Mais do que objectos ou lugares, contem com histórias como esta, neste Guimarães Top Secret. Ainda de cabeça no ar — com cuidado para não tropeçar no empedrado medieval de algumas ruas — somos convidados a olhar para uma cantarinha dos namorados que encima o telhado da estranha — porque rara — casa cor-de-rosa do Largo da Misericórdia, onde funciona o Tribunal da Relação. A peça em barro exprime uma tradição de outra relação, mas amorosa, pois era-lhes oferecida, a elas, por eles, no momento do namoro ou noivado, para ser enchido com peças de ouro, até ao casamento. Presume-se que aquele está vazio, mas o seu significado, esse, é pleno, ou não fosse esta cantarinha uma memória exposta de uma actividade tradicional, a olaria, que quase se perdeu, e de um tipo de objecto cuja tradição remontará ao século XVI.
Claro que, enquanto olhamos para o ar, ficamos a saber pelo nosso guia que a Casa dos Coutos, este palacete que agora é tribunal esteve para ser casa de Bispo — de Braga, porque Guimarães nunca foi diocese — quando, em meados do século XVIII, D José de Bragança aqui se refugiou da má recepção com que lhe brindaram os cónegos da Sé da cidade vizinha, habituados, havia anos, a governar sozinhos a diocese.

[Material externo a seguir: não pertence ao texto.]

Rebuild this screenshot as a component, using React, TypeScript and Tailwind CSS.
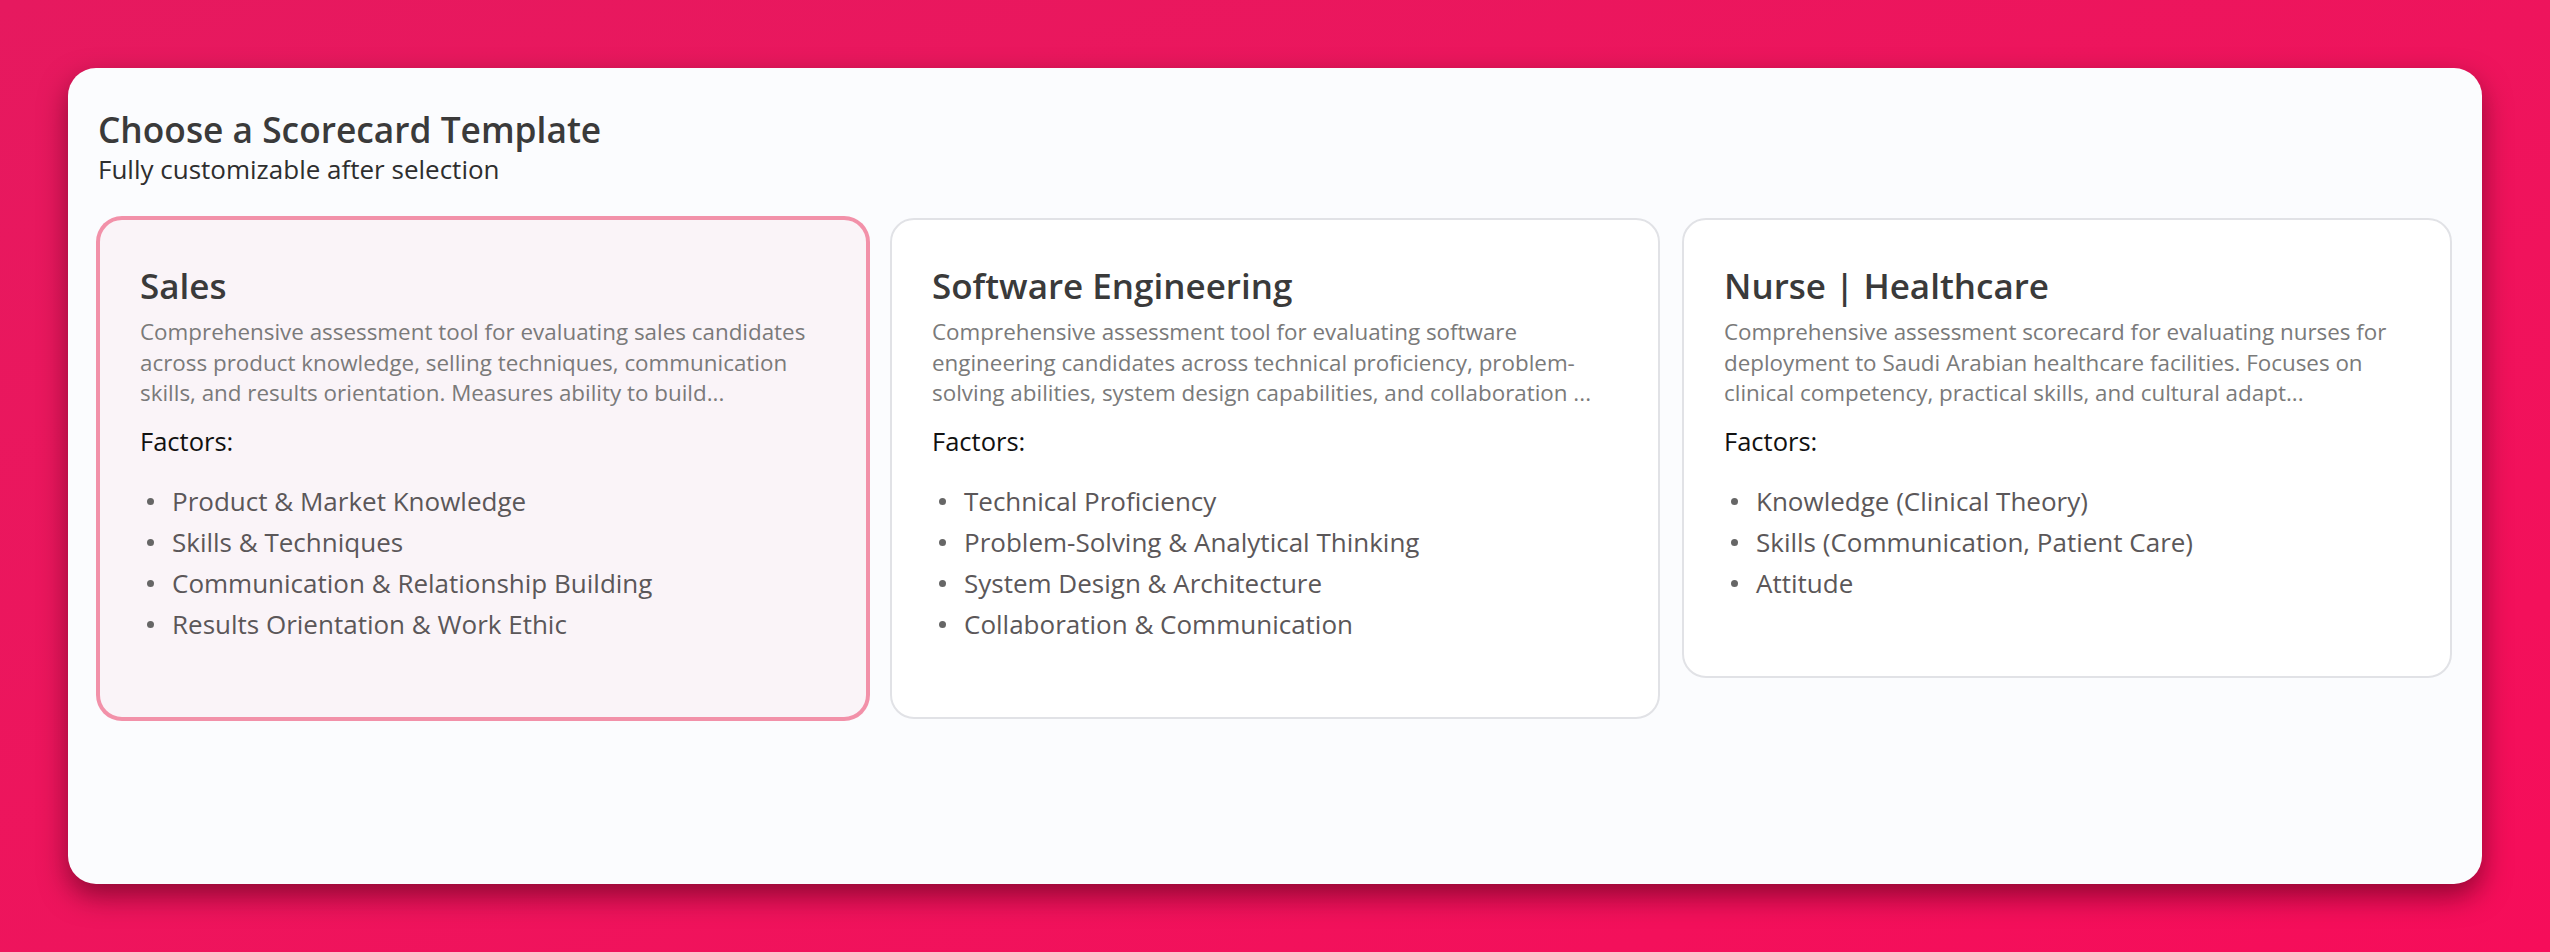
import React from "react";

type Template = {
    title: string;
    description: string;
    factors: string[];
};

const templates: Template[] = [
    {
        title: "Sales",
        description:
            "Comprehensive assessment tool for evaluating sales candidates across product knowledge, selling techniques, communication skills, and results orientation. Measures ability to build...",
        factors: [
            "Product & Market Knowledge",
            "Skills & Techniques",
            "Communication & Relationship Building",
            "Results Orientation & Work Ethic",
        ],
    },
    {
        title: "Software Engineering",
        description:
            "Comprehensive assessment tool for evaluating software engineering candidates across technical proficiency, problem-solving abilities, system design capabilities, and collaboration ...",
        factors: [
            "Technical Proficiency",
            "Problem-Solving & Analytical Thinking",
            "System Design & Architecture",
            "Collaboration & Communication",
        ],
    },
    {
        title: "Nurse | Healthcare",
        description:
            "Comprehensive assessment scorecard for evaluating nurses for deployment to Saudi Arabian healthcare facilities. Focuses on clinical competency, practical skills, and cultural adapt...",
        factors: [
            "Knowledge (Clinical Theory)",
            "Skills (Communication, Patient Care)",
            "Attitude",
        ],
    },
];

function TemplateCard({ template, selected }: { template: Template; selected: boolean }) {
    return (
        <div
            className={
                selected
                    ? "rounded-[24px] border-2 border-[#f291a9] bg-[#faf4f8] p-[40px] pb-[72px] ring-2 ring-[#f291a9]"
                    : "rounded-[24px] border-2 border-[#e1e2e6] bg-white p-[40px] pb-[72px]"
            }
        >
            <h3 className="text-[35px] leading-[51px] font-semibold text-[#3a3a3a]">{template.title}</h3>
            <p className="mt-[6px] text-[22.4px] leading-[30.5px] text-[#7a7a7a]">{template.description}</p>
            <div className="mt-[13.5px] text-[25.5px] leading-[39px] text-[#111111]">Factors:</div>
            <ul className="mt-[20px]">
                {template.factors.map((factor) => (
                    <li key={factor} className="flex items-center text-[26px] leading-[41px] text-[#5b5759]">
                        <span className="ml-[7px] mr-[18px] h-[7px] w-[7px] shrink-0 rounded-full bg-[#666666]" />
                        <span>{factor}</span>
                    </li>
                ))}
            </ul>
        </div>
    );
}

export default function App() {
    return (
        <div
            className="h-[952px] w-full overflow-hidden bg-gradient-to-br from-[#e6195f] to-[#f60d5a] px-[68px] pt-[68px]"
            style={{ fontFamily: '"Open Sans", "Noto Sans", sans-serif' }}
        >
            <div className="h-[816px] rounded-[28px] bg-[#fbfcfe] px-[30px] pt-[38px] shadow-[0_12px_28px_rgba(80,0,25,0.6)]">
                {/* Header */}
                <h2 className="text-[35.3px] leading-[46px] font-semibold text-[#3a3a3a]">Choose a Scorecard Template</h2>
                <p className="text-[26px] leading-[34px] text-[#2e2e2e]">Fully customizable after selection</p>

                {/* Template grid */}
                <div className="mt-[32px] grid grid-cols-3 items-start gap-[22px]">
                    {templates.map((t, i) => (
                        <TemplateCard key={t.title} template={t} selected={i === 0} />
                    ))}
                </div>
            </div>
        </div>
    );
}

Comprada e reabilitada a mando do irmão do Rei D. João V, a casa nunca chegou a ser habitada pelo prelado, por certo bem instalado na moradia solarenga do mesmo largo, pertencente ao fidalgo Luís António Lopes de Carvalho Fonseca e Camões, onde hoje funciona o interessante restaurante Histórico.
À frente dos olhos
Para não provocar dores de pescoço aos leitores, Samuel Silva propõe-nos outros segredos que, basicamente estão mesmo à frente dos nossos olhos. E já que estamos no largo da Misericórdia, o melhor é seguimos as suas indicações e olharmos para uma fonte, com uma inscrição que faz referência ao Reino Unido de Portugal, do Brasil e dos Algarves. Antes que os adeptos do futebol comecem a contabilizar como nossos títulos ganhos pela canarinha, é preciso que se saiba que este reino unido foi sol de pouca dura — sete anos, entre 1815 e a independência do Brasil, em 1822 — o que torna ainda mais rara, e interessante, o que vemos escrito nesta parede.
À frente dos nossos olhos estão também umas caixas verdes, na fachada das igrejas, que mais não são que um antigo sistema de alarme público instalado em 1988, e que atribuía a cada templo/paróquia um número, que correspondia aos toques de sino necessários para encaminhar o socorro, assim avisado, para aquela zona da cidade. Reparamos nela, sem saber que era um segredo, quando saíamos da visita à Igreja de Santo António dos Capuchos (junto ao Paço dos Duques), onde nos foi dada a ver uma sacristia profusamente decorada com frescos, elementos barrocos e outras pinturas, e que terá, num certo período, funcionado como morgue, bastante colorida, do antigo hospital da cidade que esteve instalado neste convento.
Guimarães é uma espécie de cantarinha recheada de monumentos e histórias da idade da nossa própria história colectiva, mas o jornalista recusou-se a ficar preso nesta leitura e propõe-nos um olhar sobre estranhos monumentos na paisagem vimaranense. No mesmo convento dos Capuchos, pedimos para subir à torre sineira, e a estreita escadaria alarga-nos, no topo, a vista, deixando vislumbrar, fora do burgo, um monte e uma árvore que tem também, uma história. E ao descermos, Monte Latito abaixo, em direcção ao coração da cidade, já depois de visitarmos o coro alto da Igreja do convento do Carmo, somos chamados a dar um pouco de atenção a uma casa, verde destoando do branco em redor — de traço modernista, assinado por Delfim Amorim, que deixou a sua marca na arquitectura portuguesa mas, sobretudo, no Recife, Brasil, para onde emigrou na década de 1950. Nada parece mais exótico, nesta zona da cidade modelada cuidadosamente pelo Estado Novo.